En el libro, la Reina se expresa como si la magistratura regia fuera asimilable a una propiedad privada
(Anécdota final: detrás de la Reina, como en televisión, estaba sentado un coro silencioso de notables. Entre ellos, Joan Garcés, el que fuera colaborador de Salvador Allende. Al salir, tomando una cerveza, le pregunté: "¿Qué hacías aquí?". Me respondió sonriendo: "¿Y tú?").
He vuelto a ver a la Reina, esta vez de lejos, en el preestreno de la película El Greco. En esta versión de la vida del pintor inspirada en una novela de Stefan Andres escrita en 1936, El Greco pinta al Gran Inquisidor, los problemas que el cretense tuvo con el Santo Oficio son convertidos en un enfrentamiento entre dos concepciones de la religión y de la vida, con el inquisidor Niño de Guevara en posición de antagonista. Más allá de las inexactitudes, el filme de Smaragdis acierta al subrayar la influencia profunda de las concepciones estéticas y religiosas de la ortodoxia bizantina sobre El Greco. La escenografía bizonal del Conde de Orgaz enlaza con el milagro celestial contemplado por los mortales del icono griego que luego se divulgará en Rusia como la Pokrovskaia. Cristo mediador entre lo terreno y lo celestial. Esos ángeles ascendentes que disgustaron al Santo Oficio, ejecutores privilegiados de la voluntad de Dios. Y sobre todo Dios, personificado en el Espíritu, como Logos y como Luz, una luz de que hace partícipe al hombre para que su alma se eleve hacia Él. Enfrente, la oscuridad, el jerarca religioso privado de una auténtica fe y del acceso a la verdad por centrarlo todo en afirmar el prestigio de su institución.

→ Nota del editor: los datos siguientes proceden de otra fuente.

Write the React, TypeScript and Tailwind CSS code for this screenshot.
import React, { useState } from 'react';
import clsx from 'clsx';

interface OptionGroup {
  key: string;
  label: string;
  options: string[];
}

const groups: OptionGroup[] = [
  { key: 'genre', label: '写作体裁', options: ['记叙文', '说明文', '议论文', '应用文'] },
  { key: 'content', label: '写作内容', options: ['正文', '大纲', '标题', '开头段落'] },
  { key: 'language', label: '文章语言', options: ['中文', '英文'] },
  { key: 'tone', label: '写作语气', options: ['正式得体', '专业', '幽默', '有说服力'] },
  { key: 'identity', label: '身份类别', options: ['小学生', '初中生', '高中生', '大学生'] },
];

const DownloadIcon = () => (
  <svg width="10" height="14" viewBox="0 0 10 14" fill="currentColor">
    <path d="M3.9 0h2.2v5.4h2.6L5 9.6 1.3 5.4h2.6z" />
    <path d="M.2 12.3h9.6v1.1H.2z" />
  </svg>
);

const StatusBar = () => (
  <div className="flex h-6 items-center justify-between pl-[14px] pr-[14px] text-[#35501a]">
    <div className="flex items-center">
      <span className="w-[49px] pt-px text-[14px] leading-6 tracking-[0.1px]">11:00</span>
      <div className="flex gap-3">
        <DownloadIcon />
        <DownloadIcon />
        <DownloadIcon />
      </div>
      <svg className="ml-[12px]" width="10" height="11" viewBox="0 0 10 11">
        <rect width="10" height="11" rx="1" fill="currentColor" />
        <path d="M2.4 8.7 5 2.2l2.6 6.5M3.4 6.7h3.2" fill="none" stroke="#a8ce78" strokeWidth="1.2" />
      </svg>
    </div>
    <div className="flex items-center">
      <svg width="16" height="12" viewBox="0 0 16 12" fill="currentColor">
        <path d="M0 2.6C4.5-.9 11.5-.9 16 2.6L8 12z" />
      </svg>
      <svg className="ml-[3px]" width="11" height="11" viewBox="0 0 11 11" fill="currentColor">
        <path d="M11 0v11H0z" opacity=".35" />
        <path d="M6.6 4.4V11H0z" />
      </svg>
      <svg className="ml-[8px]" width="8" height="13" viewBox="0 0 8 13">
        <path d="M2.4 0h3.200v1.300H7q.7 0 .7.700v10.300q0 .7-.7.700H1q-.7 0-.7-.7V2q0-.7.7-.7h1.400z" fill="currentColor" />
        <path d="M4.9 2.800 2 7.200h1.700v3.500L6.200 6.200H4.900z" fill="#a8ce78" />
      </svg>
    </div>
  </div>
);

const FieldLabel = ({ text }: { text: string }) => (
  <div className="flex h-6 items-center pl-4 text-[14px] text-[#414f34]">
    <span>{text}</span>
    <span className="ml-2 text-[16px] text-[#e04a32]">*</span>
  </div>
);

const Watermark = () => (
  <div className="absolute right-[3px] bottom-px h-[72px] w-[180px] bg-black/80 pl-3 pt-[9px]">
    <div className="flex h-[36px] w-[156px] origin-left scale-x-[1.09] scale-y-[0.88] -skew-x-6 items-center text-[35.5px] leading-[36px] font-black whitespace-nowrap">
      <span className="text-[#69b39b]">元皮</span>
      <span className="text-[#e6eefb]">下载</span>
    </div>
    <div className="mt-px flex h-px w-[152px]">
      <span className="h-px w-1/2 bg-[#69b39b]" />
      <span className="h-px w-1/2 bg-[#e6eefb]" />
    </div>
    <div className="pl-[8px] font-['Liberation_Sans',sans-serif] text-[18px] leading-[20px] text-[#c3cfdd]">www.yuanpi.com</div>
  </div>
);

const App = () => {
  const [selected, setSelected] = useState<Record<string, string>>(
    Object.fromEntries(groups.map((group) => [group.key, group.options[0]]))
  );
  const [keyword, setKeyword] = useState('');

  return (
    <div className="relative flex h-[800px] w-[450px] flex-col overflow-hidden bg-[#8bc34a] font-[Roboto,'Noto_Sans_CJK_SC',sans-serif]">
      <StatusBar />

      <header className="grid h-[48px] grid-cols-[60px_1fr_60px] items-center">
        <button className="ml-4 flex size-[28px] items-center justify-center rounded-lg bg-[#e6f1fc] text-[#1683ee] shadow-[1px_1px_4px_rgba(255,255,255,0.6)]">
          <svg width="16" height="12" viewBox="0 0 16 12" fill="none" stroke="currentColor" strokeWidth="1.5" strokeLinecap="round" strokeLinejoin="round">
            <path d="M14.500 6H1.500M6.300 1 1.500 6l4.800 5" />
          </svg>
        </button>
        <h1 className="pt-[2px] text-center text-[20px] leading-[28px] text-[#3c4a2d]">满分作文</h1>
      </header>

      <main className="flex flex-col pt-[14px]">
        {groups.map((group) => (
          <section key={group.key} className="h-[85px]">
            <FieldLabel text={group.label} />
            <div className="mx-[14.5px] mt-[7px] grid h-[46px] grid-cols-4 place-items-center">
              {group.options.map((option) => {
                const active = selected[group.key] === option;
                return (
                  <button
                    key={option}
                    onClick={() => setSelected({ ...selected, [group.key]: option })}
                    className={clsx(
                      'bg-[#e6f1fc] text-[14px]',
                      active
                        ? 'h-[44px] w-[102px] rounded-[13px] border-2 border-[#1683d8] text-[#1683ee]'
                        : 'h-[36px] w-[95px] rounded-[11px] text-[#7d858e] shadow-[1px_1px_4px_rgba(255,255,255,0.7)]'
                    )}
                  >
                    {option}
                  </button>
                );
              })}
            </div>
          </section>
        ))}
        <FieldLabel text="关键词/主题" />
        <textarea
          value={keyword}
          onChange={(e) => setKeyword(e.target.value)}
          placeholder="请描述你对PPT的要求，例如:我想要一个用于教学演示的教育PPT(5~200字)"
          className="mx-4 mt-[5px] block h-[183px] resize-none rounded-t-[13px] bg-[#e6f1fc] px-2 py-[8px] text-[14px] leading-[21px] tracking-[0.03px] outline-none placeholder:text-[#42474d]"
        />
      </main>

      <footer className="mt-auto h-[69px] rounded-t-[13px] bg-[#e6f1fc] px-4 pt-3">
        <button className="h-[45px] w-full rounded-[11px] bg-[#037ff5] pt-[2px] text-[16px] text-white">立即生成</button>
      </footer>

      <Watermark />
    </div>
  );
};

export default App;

A la vista del controvertido libro de Pilar Urbano, no es fácil que doña Sofía haya percibido esa dimensión de la biografía novelada de El Greco. Las críticas sobre éste o aquel aspecto de sus tomas de posición en las entrevistas dejan en la sombra el problema de fondo. Cuando la Reina aborda temas alejados del poder, dejando correr sus pensamientos, como en la mencionada sesión académica, muestra una mentalidad abierta, en la ecología o en la sensibilidad por el sufrimiento de los animales. Es una mujer vitalista, merecedora de la recomendación de Katantzakis en Zorba: "Corte la cuerda y sea libre". En cambio, al entrar en juego la institución, su postura es preocupante, y no sólo por la serie de afirmaciones conservadoras. Interioriza su preeminencia institucional, y por eso no vacila en expresar ideas que contradicen lo ya legislado por el régimen democrático en cuyo vértice simbólico se encuentra.
Es la visita a Atenas, con un sentido patrimonial del poder que la impide asumir las responsabilidades de sus familiares inmediatos en la caída de la monarquía helena, hasta sentir "náusea" cuando visita el palacio hoy republicano, o la significativa afirmación de la página 273: los reyes no están "al margen", sino "por encima" del Gobierno de turno. Para "ayudar", sí, siempre sin "poder personal", pero... Tal concepción culmina al descalificar a un republicano que admita el derecho a la herencia y niegue "los derechos de cuna". Como si la magistratura regia fuera asimilable a una propiedad privada.
En fin, doña Sofía considera normal asistir por su cuenta a una reunión periódica de poderosos de la Tierra, el Foro Bilderberg, donde, según el libro, este año se discutió "el peligro chino", y sobre cuyas discusiones impera un estricto secreto. Cuestión de más calado que el juicio crítico sobre el matrimonio homosexual. Como en la película sobre El Greco, oscuridad.
Antonio Elorza es catedrático de Ciencia Política.